Rex works the front of the invoice lifecycle, not just the back. It sends the pre-due reminders on every invoice automatically, timed to your terms, so the forgetful majority pay on time without anyone scheduling a thing. The same continuous attention that other tools save for overdue accounts, Rex applies before the due date, where preventing a late payment costs a fraction of chasing one.

It watches for the risk signals too. An invoice that was opened but not paid, a customer whose timing is slipping, a contact who has gone silent: Rex catches these across the whole ledger and flags or nudges before the due date passes. Because it runs on every account at once, no invoice quietly drifts toward overdue while the team is busy elsewhere. Your people see only the accounts that genuinely need a human touch, and the rest get paid on schedule.

See how Rex keeps invoices current so your team spends less time chasing what should never have gone late.

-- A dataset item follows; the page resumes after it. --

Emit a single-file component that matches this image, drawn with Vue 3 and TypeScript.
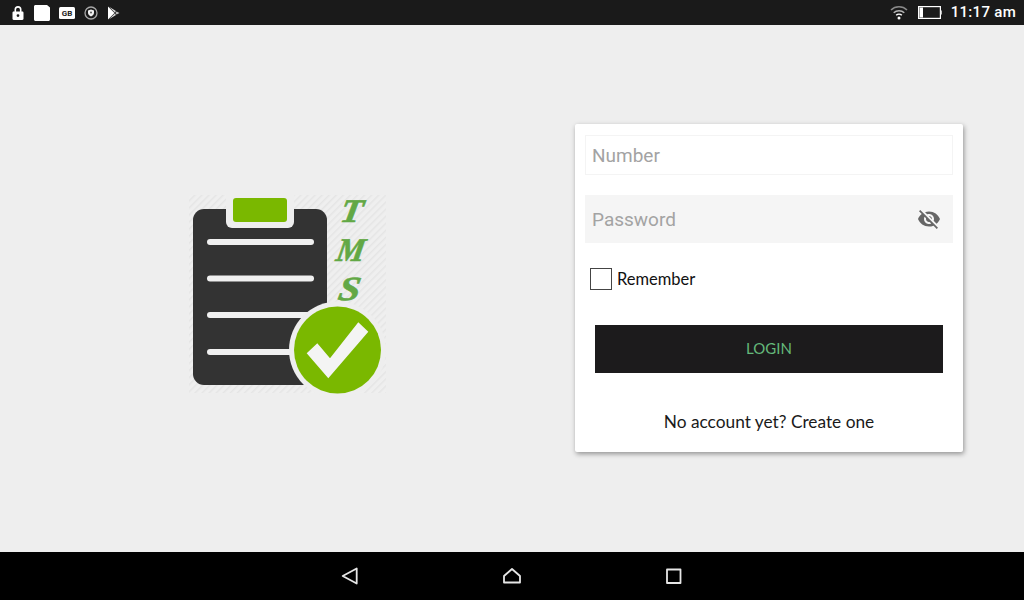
<script setup lang="ts">
const lineRows: number[] = [242, 278.5, 315, 352]
</script>

<template>
  <div class="screen">
    <header class="status">
      <div class="status-group left">
        <svg class="ico" width="14" height="16" viewBox="0 0 14 16"><path fill="#fff" d="M3.500 6.500V4.600a3.500 3.500 0 0 1 7 0v1.900h.8c.7 0 1.200.5 1.200 1.200v6.100c0 .7-.5 1.200-1.200 1.200H2.700c-.7 0-1.200-.5-1.200-1.200V7.700c0-.7.5-1.200 1.200-1.200zm1.600 0h3.800V4.600a1.900 1.900 0 0 0-3.800 0zM7 9.200a1.400 1.400 0 1 0 0 2.800 1.400 1.400 0 0 0 0-2.800z"/></svg>
        <svg class="ico" width="16" height="16" viewBox="0 0 16 16"><path fill="#fff" d="M1.500 0H13l3 2.500V14.500c0 .8-.7 1.500-1.500 1.500h-13C.7 16 0 15.300 0 14.500v-13C0 .7.700 0 1.500 0z"/></svg>
        <svg class="ico" width="16" height="12" viewBox="0 0 16 12"><rect width="16" height="12" rx="1.500" fill="#fff"/><text x="8" y="9" text-anchor="middle" class="gb">GB</text></svg>
        <svg class="ico" width="14" height="14" viewBox="0 0 14 14"><circle cx="7" cy="7" r="6" fill="none" stroke="#a8a8a8" stroke-width="1.300"/><path fill="#f0f0f0" d="M7 3.500l3 1v2.300c0 1.700-1.300 3-3 3.700-1.700-.7-3-2-3-3.700V4.500z"/><circle cx="7" cy="6.500" r="1" fill="#555"/></svg>
        <svg class="ico" width="13" height="14" viewBox="0 0 13 14"><path fill="#fff" d="M1 .5L7.500 7 1 13.500z"/><path fill="#d8d8d8" d="M2 .8L9 5 7.800 6.500zM2 13.200L9 9 7.800 7.500z"/><path fill="#bdbdbd" d="M9.600 5.400L12.500 7 9.600 8.600 8.300 7z"/></svg>
      </div>
      <div class="status-group right">
        <svg class="wifi" width="18" height="15" viewBox="0 0 18 15"><g fill="none" stroke-width="1.500"><path stroke="#8a8a8a" d="M1 5a11.500 11.500 0 0 1 16 0"/><path stroke="#b5b5b5" d="M3.700 7.800a7.700 7.700 0 0 1 10.600 0"/><path stroke="#fff" d="M6.200 10.300a4 4 0 0 1 5.600 0"/></g><circle cx="9" cy="13" r="1.500" fill="#fff"/></svg>
        <svg class="battery" width="24" height="13" viewBox="0 0 24 13"><rect x=".6" y=".6" width="21.800" height="11.800" fill="none" stroke="#fff" stroke-width="1.200"/><rect x="1.500" y="1.500" width="3.500" height="10" fill="#fff"/><rect x="22.800" y="4.500" width="1.200" height="4" fill="#bbb"/></svg>
        <span class="time">11:17 am</span>
      </div>
    </header>

    <main class="main">
      <div class="logo-pane">
        <svg class="logo" width="197" height="198" viewBox="189 195 197 198">
          <defs>
            <pattern id="hatch" width="5" height="5" patternUnits="userSpaceOnUse" patternTransform="rotate(-45)">
              <rect width="5" height="5" fill="#efefef"/>
              <rect width="5" height="1.500" fill="#e5e5e5"/>
            </pattern>
          </defs>
          <rect x="189" y="195" width="197" height="198" fill="url(#hatch)"/>
          <rect x="193" y="209" width="134" height="176" rx="11" fill="#333333"/>
          <path d="M226 195h68v27a6 6 0 0 1-6 6h-56a6 6 0 0 1-6-6z" fill="#eeeeee"/>
          <rect x="233" y="198" width="54" height="24" rx="3" fill="#7ab800"/>
          <rect v-for="y in lineRows" :key="y" x="207" :y="y - 3" width="107" height="6" rx="3" fill="#f0f0f0"/>
          <circle cx="337.500" cy="350" r="48.500" fill="#eeeeee"/>
          <circle cx="337.500" cy="350" r="43.500" fill="#7ab800"/>
          <path d="M306.700 353.300L317.300 343.300L330 358.300L358.300 322.300L368.300 331.700L328.300 378.300z" fill="#f4f4f4"/>
          <text transform="translate(339 222) skewX(-10) scale(1.100 1)" class="tms t">T</text>
          <text transform="translate(335 261) skewX(-10) scale(.96 1)" class="tms m">M</text>
          <text transform="translate(337 300) skewX(-10) scale(1.150 1)" class="tms s">S</text>
        </svg>
      </div>

      <section class="card">
        <input class="field number" type="text" placeholder="Number" />
        <div class="field password">
          <input class="password-input" type="password" placeholder="Password" />
          <svg width="24" height="24" viewBox="0 0 24 24"><path fill="#666666" d="M12 7c2.760 0 5 2.240 5 5 0 .65-.13 1.260-.36 1.830l2.920 2.920c1.510-1.260 2.700-2.890 3.430-4.750-1.730-4.390-6-7.500-11-7.500-1.400 0-2.740.25-3.980.7l2.160 2.160C10.740 7.130 11.350 7 12 7zM2 4.270l2.280 2.280.46.46C3.080 8.300 1.780 10.020 1 12c1.730 4.390 6 7.500 11 7.500 1.550 0 3.030-.3 4.380-.84l.42.42L19.730 22 21 20.730 3.270 3 2 4.270zM7.530 9.800l1.550 1.550c-.05.21-.08.43-.08.65 0 1.660 1.340 3 3 3 .22 0 .44-.03.65-.08l1.550 1.550c-.67.33-1.410.53-2.200.53-2.760 0-5-2.240-5-5 0-.79.2-1.530.53-2.200zm4.310-.78l3.150 3.150.02-.16c0-1.660-1.340-3-3-3l-.17.01z"/></svg>
        </div>
        <label class="remember">
          <input class="check" type="checkbox" />
          <span>Remember</span>
        </label>
        <button class="login" type="button">LOGIN</button>
        <p class="signup">No account yet? Create one</p>
      </section>
    </main>

    <nav class="navbar">
      <svg width="20" height="20" viewBox="0 0 20 20"><path d="M16.700 2.500v15L2.700 10z" fill="none" stroke="#e6e6e6" stroke-width="1.800" stroke-linejoin="round"/></svg>
      <svg width="20" height="20" viewBox="0 0 20 20"><path d="M2 16.500V10l8-7 8 7v6.500z" fill="none" stroke="#e6e6e6" stroke-width="1.800" stroke-linejoin="round"/></svg>
      <svg width="20" height="20" viewBox="0 0 20 20"><rect x="3" y="3.500" width="13.500" height="13.500" fill="none" stroke="#e6e6e6" stroke-width="1.800" stroke-linejoin="round"/></svg>
    </nav>
  </div>
</template>

<style scoped>
.screen {
  width: 1024px;
  height: 600px;
  display: flex;
  flex-direction: column;
  overflow: hidden;
  background: #eeeeee;
  font-family: "Lato", "Open Sans", sans-serif;
}
.status {
  height: 25px;
  flex: none;
  display: flex;
  align-items: center;
  justify-content: space-between;
  background: #1a1a1a;
  padding: 0 8px 0 11px;
}
.status-group {
  display: flex;
  align-items: center;
}
.left {
  gap: 9px;
}
.ico {
  display: block;
}
.gb {
  font: 700 8px "Roboto", sans-serif;
  fill: #222;
}
.wifi {
  margin-right: 10px;
}
.battery {
  margin-right: 9px;
}
.time {
  color: #fff;
  font: 500 15px/25px "Roboto", sans-serif;
  letter-spacing: 0.3px;
}
.main {
  flex: 1;
  display: flex;
  align-items: center;
}
.logo-pane {
  width: 575px;
  display: flex;
  justify-content: center;
  padding-top: 11px;
}
.logo {
  display: block;
  overflow: visible;
}
.tms {
  font-family: "Liberation Serif", serif;
  font-style: italic;
  font-weight: 700;
  fill: #62a845;
  stroke: #62a845;
  stroke-width: 0.6px;
}
.t {
  font-size: 33px;
}
.m {
  font-size: 33px;
}
.s {
  font-size: 34px;
}
.card {
  width: 388px;
  height: 328px;
  margin-top: -1px;
  box-sizing: border-box;
  background: #fff;
  border-radius: 2px;
  box-shadow: 1px 2px 5px rgba(0, 0, 0, 0.38);
  padding: 11px 10px 0;
  display: flex;
  flex-direction: column;
}
.field {
  box-sizing: border-box;
  width: 368px;
  font: 400 19px "Roboto", sans-serif;
  color: #333;
}
.number {
  height: 40px;
  border: 1px solid #f4f4f4;
  background: #fff;
  padding: 0 6px;
  outline: none;
  margin-bottom: 20px;
}
.password {
  height: 48px;
  background: #f5f5f5;
  display: flex;
  align-items: center;
  padding: 0 12px 0 7px;
  margin-bottom: 25px;
}
.password-input {
  flex: 1;
  min-width: 0;
  border: 0;
  outline: none;
  padding: 0;
  background: transparent;
  font: inherit;
}
input::placeholder {
  color: #a3a3a3;
  opacity: 1;
}
.remember {
  display: flex;
  align-items: center;
  gap: 5px;
  height: 22px;
  padding-left: 5px;
  font-size: 16.500px;
  color: #111;
}
.check {
  appearance: none;
  box-sizing: border-box;
  width: 22px;
  height: 22px;
  margin: 0;
  border: 1px solid #444;
  background: #fff;
}
.login {
  width: 348px;
  height: 48px;
  margin: 35px 0 0 10px;
  border: 0;
  padding: 0 0 2px;
  background: #1c1b1c;
  color: #64b87a;
  font: 400 15px "Lato", sans-serif;
}
.signup {
  margin: 38px 0 0;
  text-align: center;
  font-size: 17.300px;
  line-height: 22px;
  color: #1a1a1a;
}
.navbar {
  height: 48px;
  flex: none;
  background: #000;
  display: flex;
  align-items: center;
  justify-content: center;
  gap: 142px;
}
</style>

Frequently asked questions

How do you stop customers from paying late?
Fix the causes upstream. Set clear terms before the work starts, send an accurate invoice the moment you can, make paying frictionless, and remind the customer before the due date rather than after. Most late payment is confusion or friction, not refusal, so removing both prevents the bulk of it.
What is the single most effective way to prevent late payments?
A pre-due reminder. A short, friendly note a few days before the due date catches the invoices a customer simply forgot, which is most of them, and gets them paid on time instead of needing a chase afterward.
Do early-payment discounts actually work?
They can, for customers who have the cash and value the saving. A small discount for paying within ten days pulls some cash forward, but it costs margin on customers who would have paid on time anyway. Use it selectively rather than across the whole book.
How do you spot a customer who is about to pay late?
Watch behavior, not just the aging report. A customer who opened the invoice but did not pay, whose payments have been creeping later each cycle, or who has stopped replying is signaling risk. Catching those signals before the due date lets you intervene while the invoice is still current.